There is only one thing left to address with this salute to Dorothea Page.  As with everyone in Toobworld, she needs somebody to have portrayed her in order to give her a "life" in television - even if she never actually showed up onscreen.  (There are plenty of TV characters we only know from photographs seen during the course of an episode.)

Some people are represented in Toobworld by their Real World counterparts playing themselves.  But most TV characters have been embodied by actors portraying them. 

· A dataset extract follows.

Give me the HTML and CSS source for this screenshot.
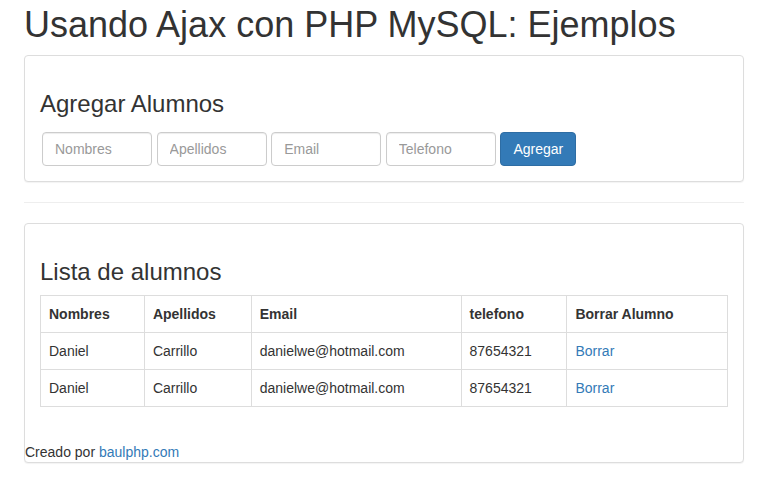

In this case, I ended up choosing Lillian Gish to be the actress who could have brought the character of Dorothea Page to life on TV; mostly in flashbacks from her early years in the silent films yet right up to her final days on her deathbed.


  • 'Columbo'
  • 'My Favorite Martian'
  • 'Hogan's Heroes'
  • 'Grimm'
  • 'Lou Grant'
  • 'The Adventures Of Superman'
  • 'The Girl From U.N.C.L.E.'
  • 'The Avengers'
  • 'Perry Mason'
  • 'Danger Man'
  • 'Q.E.D.'
  • 'Hannay'
  • 'The Beverly Hillbillies'
  • 'The Monkees'
  • 'Murder, She Wrote'
  • 'Doctor Who'
  • 'The Unbreakable Kimmy Schmidt'
  • 'Veronica Mars'
  • 'Legend'
  • 'Star Trek: Voyager'
  • 'The Twilight Zone'
  • 'Monk'
  • 'On The Air'
  • 'The Dick Van Dyke 'Show'
  • 'Marcus Welby, M.D.'
  • '77 Sunset Strip'
  • 'Family Affair'
  • 'The Hero'
  • 'Barney Miller'
    'Burke's Law'
  • 'The Avengers'
  • 'Hannay'
  • 'Upstairs, Downstairs'
  • 'The Lot'
  • 'Frasier'
  • 'Masterpiece Theater'
  • 'The Adventures Of Fu Manchu'
* Regular visitors to my blog will know about UNReel.  They were an off-shoot of UNIT which financed works of fiction, whether it be books, movies, TV shows, even musicals and comic strips, to disguise the actual exploits of certain individuals in the world.  This was done either to cover up their crimes (as was the case with Fu Manchu) or to allow the heroes and adventurers to continue in their work without disturbance from interlopers.  Better for all concerned if they were treated as being fictional by the general public.